At the end of surgical procedure furosemide 25 mg, antibiotics and pain medications were given, chest tube removed, and animals allowed to breathe spontaneously. Antibiotics and pain medications were continued for the next 2 days. Blood samples for myocardial specific enzymes (CK-Mb, troponin and myoglobin) were taken and measured in established time interval after AMI ( Table 1 ).
| Group I | Baseline | 4 h | 8 h | 12 h | 1 week | 24 h post cardiomyoplasty |
|---|---|---|---|---|---|---|
| Troponin I (μg/l) | 0.06 ± 0.052 | 15.1 ± 10.2 | 36.6 ± 15.6 | 44.8 ± 17.4 | 0.36 ± 0.01 | 0.442 ± 0.085 |
| CK-MB (ng/ml) | 0.03 ± 0.01 | 0.072 ± 0.012 | 0.19 ± 0.058 | 0.26 ± 0.09 | 0.08 ± 0.015 | 0.068 ± 0.013 |
| Myoglobin (ng/ml) | 33.5 ± 20 | 696 ± 345 | 580 ± 314 | 422 ± 213 | 40 ± 21 | 36 ± 15 |
| Control Group | Baseline | 4 h | 8 h | 12 h | 1 week | At time of CCM in Group I |
|---|---|---|---|---|---|---|
| Troponin I (μg/l) | 0.04 ± 0.01 | 13.4 ± 7.5 | 39 ± 17 | 47 ± 21 | 0.3 ± 0.012 | 0.12 ± 0.05 |
| CK-MB (ng/ml) | 0.026 ± 0.01 | 0.066 ± 0.01 | 0.24 ± 0.04 | 0.28 ± 0.02 | 0.073 ± 0.02 | 0.055 ± 0.017 |
| Myoglobin (ng/ml) | 31 ± 12 | 678 ± 331 | 601 ± 355 | 445 ± 254 | 38 ± 19 | 33 ± 18 |
2.1.2
Phase 2: Follow-up after AMI
After 1 month all survivors underwent on light sedation to a transthoracic echo and to a second myocardial perfusion evaluation by a 99 mTc MIBI gated scintigraphy.
2.1.3
Phase 3: CCM (only the study group)
Few days after the control exams, the animals on general anesthesia and orotracheal intubation, monitored for EKG and arterial blood pressure detected percutaneously from the femoral artery underwent, sternotomy; pericardium was opened freeing the adhesions.
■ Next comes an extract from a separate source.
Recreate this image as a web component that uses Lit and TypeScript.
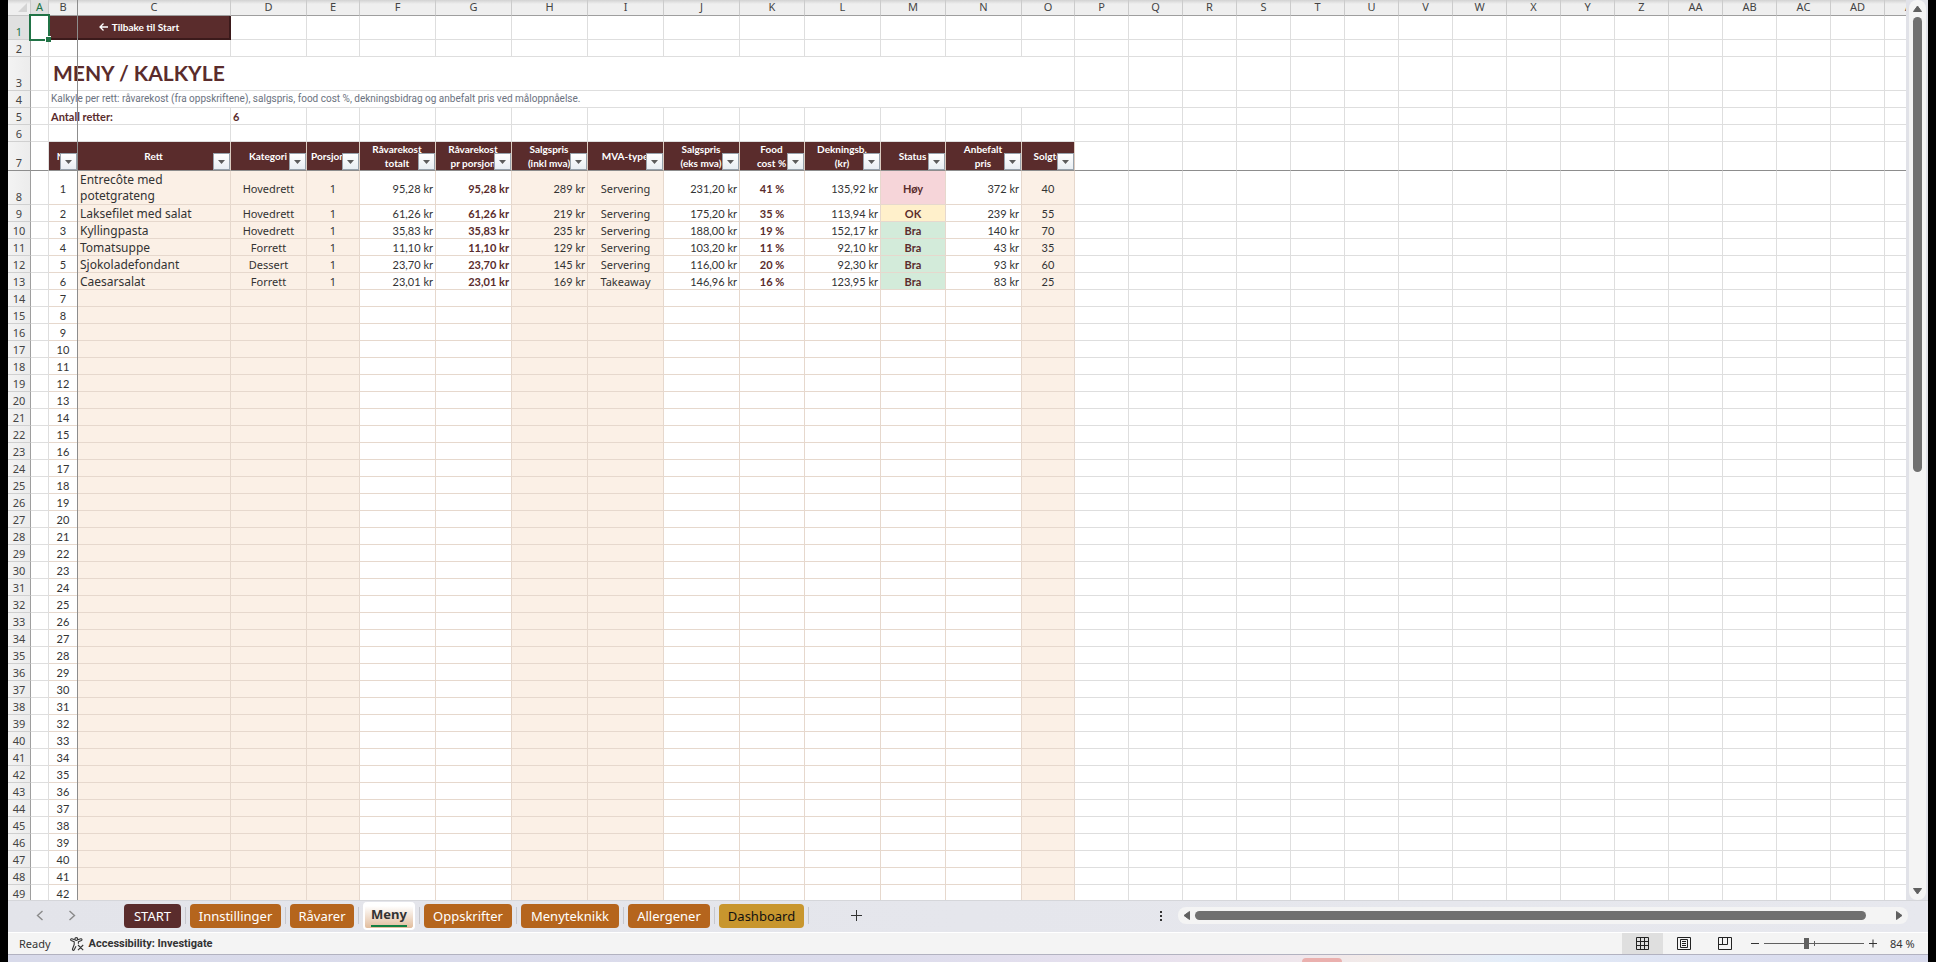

Pericardium was suspended and a purse string was employed on the superior vena cava: a Swann–Ganz catheter was advanced on the pulmonary artery and pressures and CO were evaluated. The same catheter was then withdraw from the pulmonary artery and advanced through the CS to the anterior descending vein, parallel to the omonimous artery ( Fig. 2 A ).